> **Task to carry out**
Below are some entries. Copy each line that holds the string "image".

> **Given data**
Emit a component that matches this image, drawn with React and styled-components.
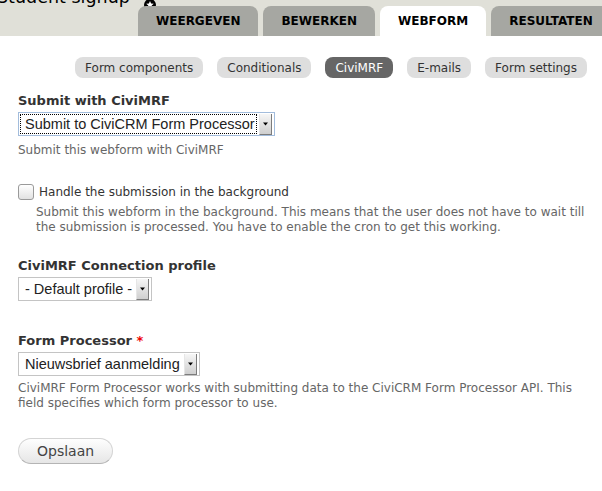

...

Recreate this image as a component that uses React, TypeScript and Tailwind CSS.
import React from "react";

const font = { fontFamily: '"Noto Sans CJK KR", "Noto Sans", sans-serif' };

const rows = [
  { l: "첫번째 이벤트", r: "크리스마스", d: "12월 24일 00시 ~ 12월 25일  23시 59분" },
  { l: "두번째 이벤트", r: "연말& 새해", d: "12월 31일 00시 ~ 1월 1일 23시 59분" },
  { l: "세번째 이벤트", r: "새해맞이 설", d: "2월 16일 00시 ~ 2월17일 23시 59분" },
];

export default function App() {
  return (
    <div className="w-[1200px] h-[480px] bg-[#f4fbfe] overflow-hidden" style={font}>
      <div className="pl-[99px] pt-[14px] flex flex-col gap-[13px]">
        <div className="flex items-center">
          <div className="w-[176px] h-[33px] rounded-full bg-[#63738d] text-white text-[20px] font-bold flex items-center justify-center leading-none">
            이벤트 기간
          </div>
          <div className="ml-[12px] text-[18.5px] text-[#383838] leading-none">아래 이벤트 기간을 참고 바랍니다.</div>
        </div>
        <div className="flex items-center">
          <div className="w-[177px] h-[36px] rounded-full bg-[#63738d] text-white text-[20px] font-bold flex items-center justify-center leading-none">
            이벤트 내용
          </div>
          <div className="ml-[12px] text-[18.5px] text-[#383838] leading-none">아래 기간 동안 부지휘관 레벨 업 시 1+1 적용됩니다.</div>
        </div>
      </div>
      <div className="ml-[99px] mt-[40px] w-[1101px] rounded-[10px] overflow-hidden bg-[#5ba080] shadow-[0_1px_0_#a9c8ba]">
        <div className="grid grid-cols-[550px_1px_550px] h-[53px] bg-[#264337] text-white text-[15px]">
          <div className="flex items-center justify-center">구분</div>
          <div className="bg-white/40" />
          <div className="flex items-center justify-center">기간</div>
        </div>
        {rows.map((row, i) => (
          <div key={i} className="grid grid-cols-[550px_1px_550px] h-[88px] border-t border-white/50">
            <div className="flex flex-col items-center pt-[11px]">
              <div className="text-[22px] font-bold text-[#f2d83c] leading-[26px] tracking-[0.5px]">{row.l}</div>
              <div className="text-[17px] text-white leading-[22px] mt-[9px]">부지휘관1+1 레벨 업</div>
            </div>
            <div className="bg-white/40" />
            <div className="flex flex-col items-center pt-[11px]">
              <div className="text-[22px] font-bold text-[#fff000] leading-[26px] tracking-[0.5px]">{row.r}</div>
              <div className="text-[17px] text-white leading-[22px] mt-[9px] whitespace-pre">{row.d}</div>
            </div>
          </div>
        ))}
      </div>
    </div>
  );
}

* * *

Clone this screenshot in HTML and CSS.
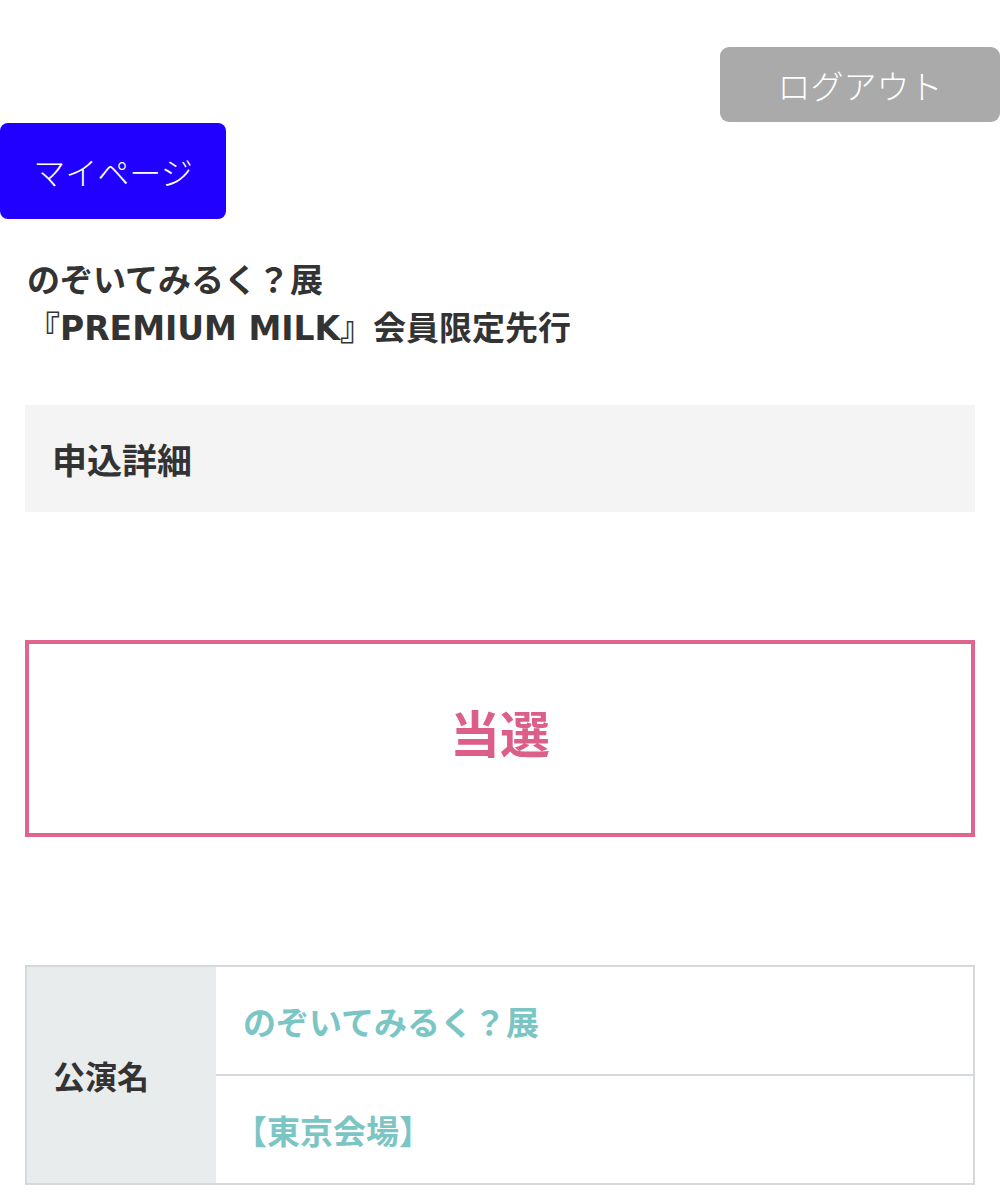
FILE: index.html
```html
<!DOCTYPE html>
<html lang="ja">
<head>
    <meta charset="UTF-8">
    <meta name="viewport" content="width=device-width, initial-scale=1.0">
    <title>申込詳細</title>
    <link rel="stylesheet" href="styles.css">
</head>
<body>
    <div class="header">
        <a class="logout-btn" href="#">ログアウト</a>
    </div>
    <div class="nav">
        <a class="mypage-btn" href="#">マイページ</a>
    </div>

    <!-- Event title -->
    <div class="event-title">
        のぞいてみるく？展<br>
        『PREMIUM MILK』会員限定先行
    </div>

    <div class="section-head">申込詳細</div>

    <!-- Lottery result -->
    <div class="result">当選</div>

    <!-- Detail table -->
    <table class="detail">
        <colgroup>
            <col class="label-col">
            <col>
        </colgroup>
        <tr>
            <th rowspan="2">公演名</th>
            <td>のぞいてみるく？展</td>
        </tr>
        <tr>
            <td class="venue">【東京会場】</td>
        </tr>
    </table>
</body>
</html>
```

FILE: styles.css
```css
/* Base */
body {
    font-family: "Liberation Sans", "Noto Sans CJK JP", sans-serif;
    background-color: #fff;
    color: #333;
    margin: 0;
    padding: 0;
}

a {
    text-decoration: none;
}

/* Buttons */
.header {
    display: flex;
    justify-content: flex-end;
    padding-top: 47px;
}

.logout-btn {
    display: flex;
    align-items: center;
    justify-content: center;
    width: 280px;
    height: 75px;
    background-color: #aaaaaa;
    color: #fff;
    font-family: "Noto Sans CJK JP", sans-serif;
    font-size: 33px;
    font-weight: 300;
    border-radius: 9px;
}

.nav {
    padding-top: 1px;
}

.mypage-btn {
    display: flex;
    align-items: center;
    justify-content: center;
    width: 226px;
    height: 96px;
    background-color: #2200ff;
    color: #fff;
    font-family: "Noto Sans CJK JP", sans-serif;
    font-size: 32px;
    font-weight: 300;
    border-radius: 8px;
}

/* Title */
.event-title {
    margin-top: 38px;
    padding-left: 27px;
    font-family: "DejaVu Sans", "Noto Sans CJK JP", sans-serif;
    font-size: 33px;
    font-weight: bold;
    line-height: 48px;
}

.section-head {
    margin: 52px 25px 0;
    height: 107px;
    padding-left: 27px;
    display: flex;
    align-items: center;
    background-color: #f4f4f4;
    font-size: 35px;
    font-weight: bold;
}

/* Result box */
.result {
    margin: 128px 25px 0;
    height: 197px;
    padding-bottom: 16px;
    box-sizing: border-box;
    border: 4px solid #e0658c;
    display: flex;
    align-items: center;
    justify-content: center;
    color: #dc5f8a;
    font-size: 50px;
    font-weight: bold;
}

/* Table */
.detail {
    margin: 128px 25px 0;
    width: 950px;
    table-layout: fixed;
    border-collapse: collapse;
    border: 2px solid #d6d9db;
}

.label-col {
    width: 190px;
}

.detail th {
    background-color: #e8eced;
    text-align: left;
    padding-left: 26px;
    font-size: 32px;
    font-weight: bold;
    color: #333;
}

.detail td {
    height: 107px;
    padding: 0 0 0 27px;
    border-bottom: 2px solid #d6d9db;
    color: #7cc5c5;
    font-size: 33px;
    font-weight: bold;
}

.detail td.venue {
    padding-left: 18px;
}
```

> **Answer below**
Emit a component that matches this image, drawn with React and styled-components.
Recreate this image as a component that uses React, TypeScript and Tailwind CSS.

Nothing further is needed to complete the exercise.